Written exercise - Copy out the listing that follows exactly, dropping every picture.

Data extract -
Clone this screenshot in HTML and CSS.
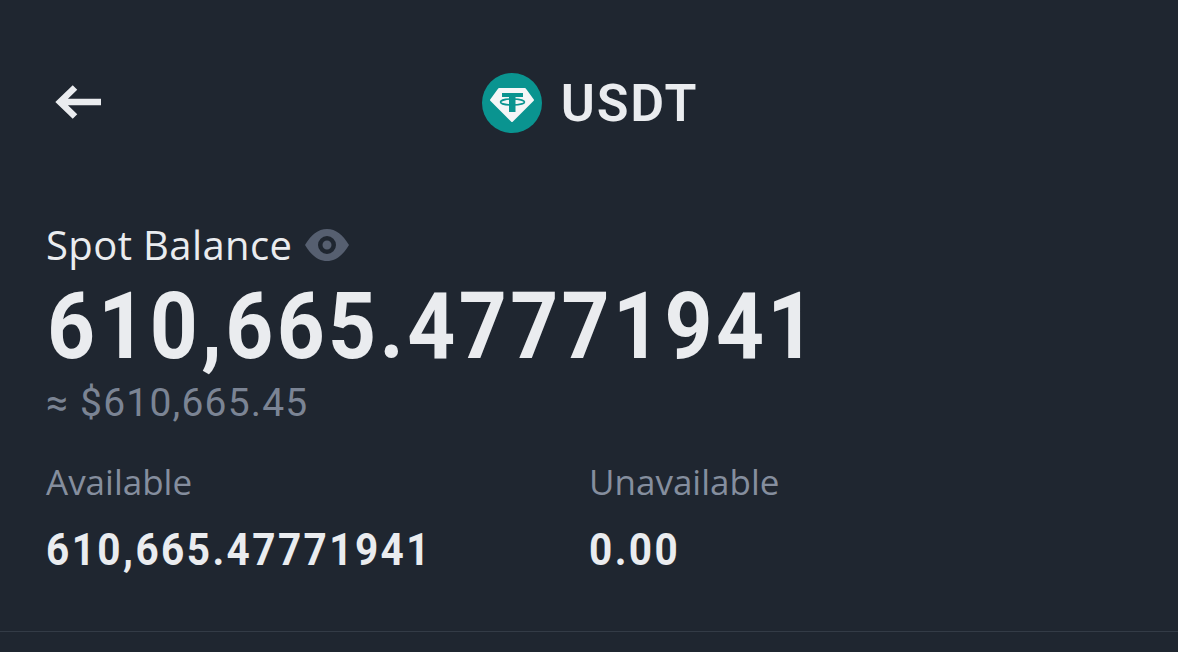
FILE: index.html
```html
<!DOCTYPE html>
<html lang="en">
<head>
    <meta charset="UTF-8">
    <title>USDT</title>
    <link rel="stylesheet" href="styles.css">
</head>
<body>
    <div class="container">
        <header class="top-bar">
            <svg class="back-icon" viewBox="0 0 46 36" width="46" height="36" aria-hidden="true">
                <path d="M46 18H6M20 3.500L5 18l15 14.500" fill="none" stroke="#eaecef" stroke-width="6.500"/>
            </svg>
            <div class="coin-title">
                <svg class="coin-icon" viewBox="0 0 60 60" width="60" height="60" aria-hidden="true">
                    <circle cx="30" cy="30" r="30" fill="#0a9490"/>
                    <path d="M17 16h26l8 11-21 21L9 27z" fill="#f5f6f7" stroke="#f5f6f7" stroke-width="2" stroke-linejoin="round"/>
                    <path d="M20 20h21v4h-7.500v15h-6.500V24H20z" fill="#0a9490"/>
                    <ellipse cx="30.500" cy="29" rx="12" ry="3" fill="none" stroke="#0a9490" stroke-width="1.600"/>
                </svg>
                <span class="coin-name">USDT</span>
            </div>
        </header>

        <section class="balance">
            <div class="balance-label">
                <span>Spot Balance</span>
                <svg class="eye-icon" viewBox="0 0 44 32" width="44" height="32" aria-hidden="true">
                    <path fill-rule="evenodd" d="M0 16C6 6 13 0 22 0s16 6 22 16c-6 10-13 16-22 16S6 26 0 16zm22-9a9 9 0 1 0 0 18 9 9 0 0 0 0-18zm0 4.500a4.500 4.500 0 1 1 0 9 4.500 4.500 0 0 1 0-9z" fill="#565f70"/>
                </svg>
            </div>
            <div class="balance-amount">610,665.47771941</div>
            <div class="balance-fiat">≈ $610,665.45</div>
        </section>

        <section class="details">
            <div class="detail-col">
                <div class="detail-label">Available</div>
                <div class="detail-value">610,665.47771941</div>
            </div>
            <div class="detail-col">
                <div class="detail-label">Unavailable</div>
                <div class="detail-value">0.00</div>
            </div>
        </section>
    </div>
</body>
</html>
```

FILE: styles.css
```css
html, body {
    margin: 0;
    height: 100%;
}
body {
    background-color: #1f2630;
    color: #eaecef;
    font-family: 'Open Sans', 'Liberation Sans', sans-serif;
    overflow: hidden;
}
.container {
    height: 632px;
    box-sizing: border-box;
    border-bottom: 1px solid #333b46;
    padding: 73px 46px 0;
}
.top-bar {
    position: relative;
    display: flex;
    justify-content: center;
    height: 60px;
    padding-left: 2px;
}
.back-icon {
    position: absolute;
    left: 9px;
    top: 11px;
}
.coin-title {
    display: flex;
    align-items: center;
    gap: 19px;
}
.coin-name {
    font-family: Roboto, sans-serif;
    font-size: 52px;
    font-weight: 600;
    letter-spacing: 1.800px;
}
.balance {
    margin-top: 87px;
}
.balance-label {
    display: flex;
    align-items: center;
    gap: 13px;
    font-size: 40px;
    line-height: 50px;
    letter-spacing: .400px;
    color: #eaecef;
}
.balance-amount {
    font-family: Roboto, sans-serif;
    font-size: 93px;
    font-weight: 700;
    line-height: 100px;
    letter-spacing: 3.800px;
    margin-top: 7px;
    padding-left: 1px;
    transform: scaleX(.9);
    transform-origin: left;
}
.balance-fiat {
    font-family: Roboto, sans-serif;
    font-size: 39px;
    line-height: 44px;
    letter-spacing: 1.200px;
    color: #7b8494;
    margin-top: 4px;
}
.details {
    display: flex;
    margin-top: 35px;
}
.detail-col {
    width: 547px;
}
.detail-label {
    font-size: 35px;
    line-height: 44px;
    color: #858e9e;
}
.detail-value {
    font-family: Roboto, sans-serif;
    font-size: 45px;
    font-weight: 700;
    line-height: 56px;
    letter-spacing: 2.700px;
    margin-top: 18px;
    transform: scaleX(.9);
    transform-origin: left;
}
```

Complete answer -
Clone this screenshot in HTML and CSS.
FILE: index.html
```html
<!DOCTYPE html>
<html lang="en">
<head>
    <meta charset="UTF-8">
    <title>USDT</title>
    <link rel="stylesheet" href="styles.css">
</head>
<body>
    <div class="container">
        <header class="top-bar">
            <svg class="back-icon" viewBox="0 0 46 36" width="46" height="36" aria-hidden="true">
                <path d="M46 18H6M20 3.500L5 18l15 14.500" fill="none" stroke="#eaecef" stroke-width="6.500"/>
            </svg>
            <div class="coin-title">
                <svg class="coin-icon" viewBox="0 0 60 60" width="60" height="60" aria-hidden="true">
                    <circle cx="30" cy="30" r="30" fill="#0a9490"/>
                    <path d="M17 16h26l8 11-21 21L9 27z" fill="#f5f6f7" stroke="#f5f6f7" stroke-width="2" stroke-linejoin="round"/>
                    <path d="M20 20h21v4h-7.500v15h-6.500V24H20z" fill="#0a9490"/>
                    <ellipse cx="30.500" cy="29" rx="12" ry="3" fill="none" stroke="#0a9490" stroke-width="1.600"/>
                </svg>
                <span class="coin-name">USDT</span>
            </div>
        </header>

        <section class="balance">
            <div class="balance-label">
                <span>Spot Balance</span>
                <svg class="eye-icon" viewBox="0 0 44 32" width="44" height="32" aria-hidden="true">
                    <path fill-rule="evenodd" d="M0 16C6 6 13 0 22 0s16 6 22 16c-6 10-13 16-22 16S6 26 0 16zm22-9a9 9 0 1 0 0 18 9 9 0 0 0 0-18zm0 4.500a4.500 4.500 0 1 1 0 9 4.500 4.500 0 0 1 0-9z" fill="#565f70"/>
                </svg>
            </div>
            <div class="balance-amount">610,665.47771941</div>
            <div class="balance-fiat">≈ $610,665.45</div>
        </section>

        <section class="details">
            <div class="detail-col">
                <div class="detail-label">Available</div>
                <div class="detail-value">610,665.47771941</div>
            </div>
            <div class="detail-col">
                <div class="detail-label">Unavailable</div>
                <div class="detail-value">0.00</div>
            </div>
        </section>
    </div>
</body>
</html>
```

FILE: styles.css
```css
html, body {
    margin: 0;
    height: 100%;
}
body {
    background-color: #1f2630;
    color: #eaecef;
    font-family: 'Open Sans', 'Liberation Sans', sans-serif;
    overflow: hidden;
}
.container {
    height: 632px;
    box-sizing: border-box;
    border-bottom: 1px solid #333b46;
    padding: 73px 46px 0;
}
.top-bar {
    position: relative;
    display: flex;
    justify-content: center;
    height: 60px;
    padding-left: 2px;
}
.back-icon {
    position: absolute;
    left: 9px;
    top: 11px;
}
.coin-title {
    display: flex;
    align-items: center;
    gap: 19px;
}
.coin-name {
    font-family: Roboto, sans-serif;
    font-size: 52px;
    font-weight: 600;
    letter-spacing: 1.800px;
}
.balance {
    margin-top: 87px;
}
.balance-label {
    display: flex;
    align-items: center;
    gap: 13px;
    font-size: 40px;
    line-height: 50px;
    letter-spacing: .400px;
    color: #eaecef;
}
.balance-amount {
    font-family: Roboto, sans-serif;
    font-size: 93px;
    font-weight: 700;
    line-height: 100px;
    letter-spacing: 3.800px;
    margin-top: 7px;
    padding-left: 1px;
    transform: scaleX(.9);
    transform-origin: left;
}
.balance-fiat {
    font-family: Roboto, sans-serif;
    font-size: 39px;
    line-height: 44px;
    letter-spacing: 1.200px;
    color: #7b8494;
    margin-top: 4px;
}
.details {
    display: flex;
    margin-top: 35px;
}
.detail-col {
    width: 547px;
}
.detail-label {
    font-size: 35px;
    line-height: 44px;
    color: #858e9e;
}
.detail-value {
    font-family: Roboto, sans-serif;
    font-size: 45px;
    font-weight: 700;
    line-height: 56px;
    letter-spacing: 2.700px;
    margin-top: 18px;
    transform: scaleX(.9);
    transform-origin: left;
}
```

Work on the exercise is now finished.